Watching the dawn sky

My bedroom is on the sixth floor of an apartment block. The view from my bed is across the Cape Peninsular to the Hottentot’s Holland mountain range. The sun rises from behind these mountains.

It is my habit to pray in the early morning, and I sit in my bed to pray – looking out towards the promise of the rising sun. At this time of year, my usual prayer time is in during the dawn – before the sun rises.

Yesterday as I sat in my bed praying there was a lot of high level cloud around which always makes that time of day spectacular. A flood of oranges and pinks. But much closer to me, not quite blocking out the entire sky was a low level grey cloud. As I sat praying I could see the pinks and oranges just above the mountains, but the rest was blocked out by the nearby cloud. Over the course of my prayer period the grey cloud slowly moved across the sky revealing more and more of the spectacular colour beyond.

Apart from enjoying the beauty, it got me thinking. The grey cloud somehow came to represent the minutiae of daily reality.
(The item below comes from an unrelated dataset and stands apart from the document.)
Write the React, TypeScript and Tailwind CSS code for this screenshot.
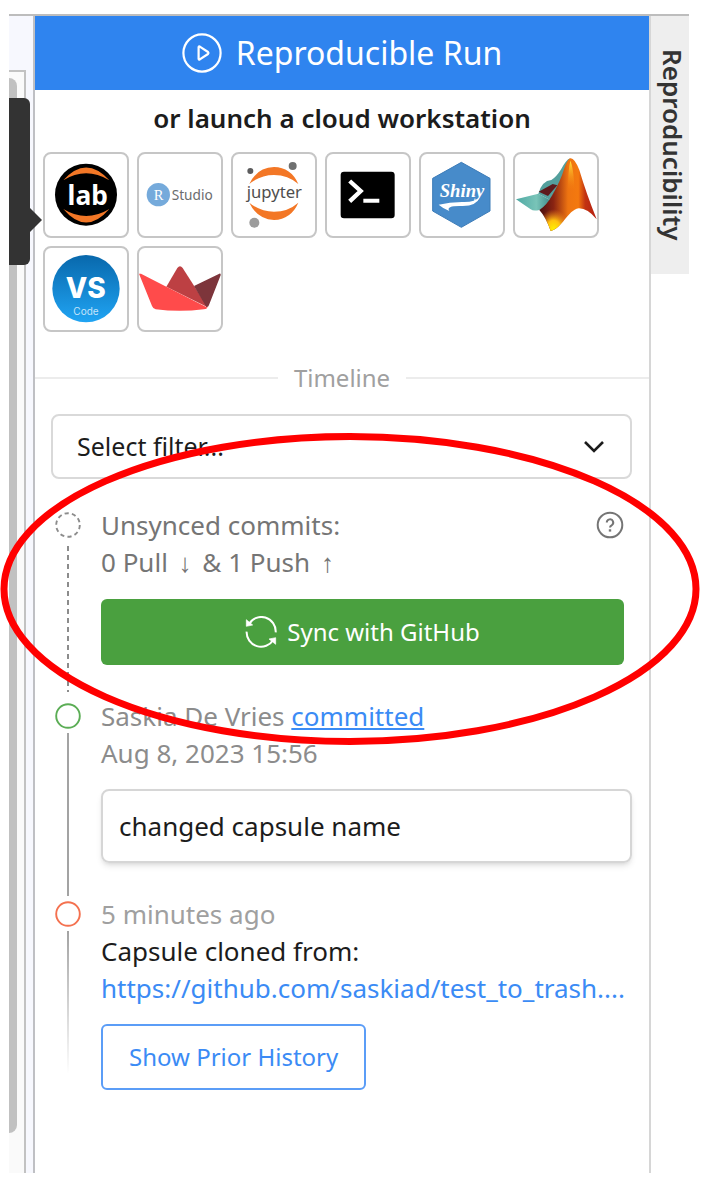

The small frustrations, the unresolved woundings, the stresses and strains of just getting things done. But when I am able to pause and notice the beauty of the bigger picture, and I am able to offer gratitude for that, sometimes the perspective shifts. The grey cloud doesn’t magically disappear – it is still there, but it is no longer the thing which dominates my line of sight.

The practice of gratitude helps shift perspective. It doesn’t eliminate the need to process woundings, or to do the laundry, or phone the plumber or whatever else. But it puts those tasks in perspective. They are an important small detail, but they are not the whole picture. When I can focus on the hints of beauty, the small irritations are somehow a little more manageable.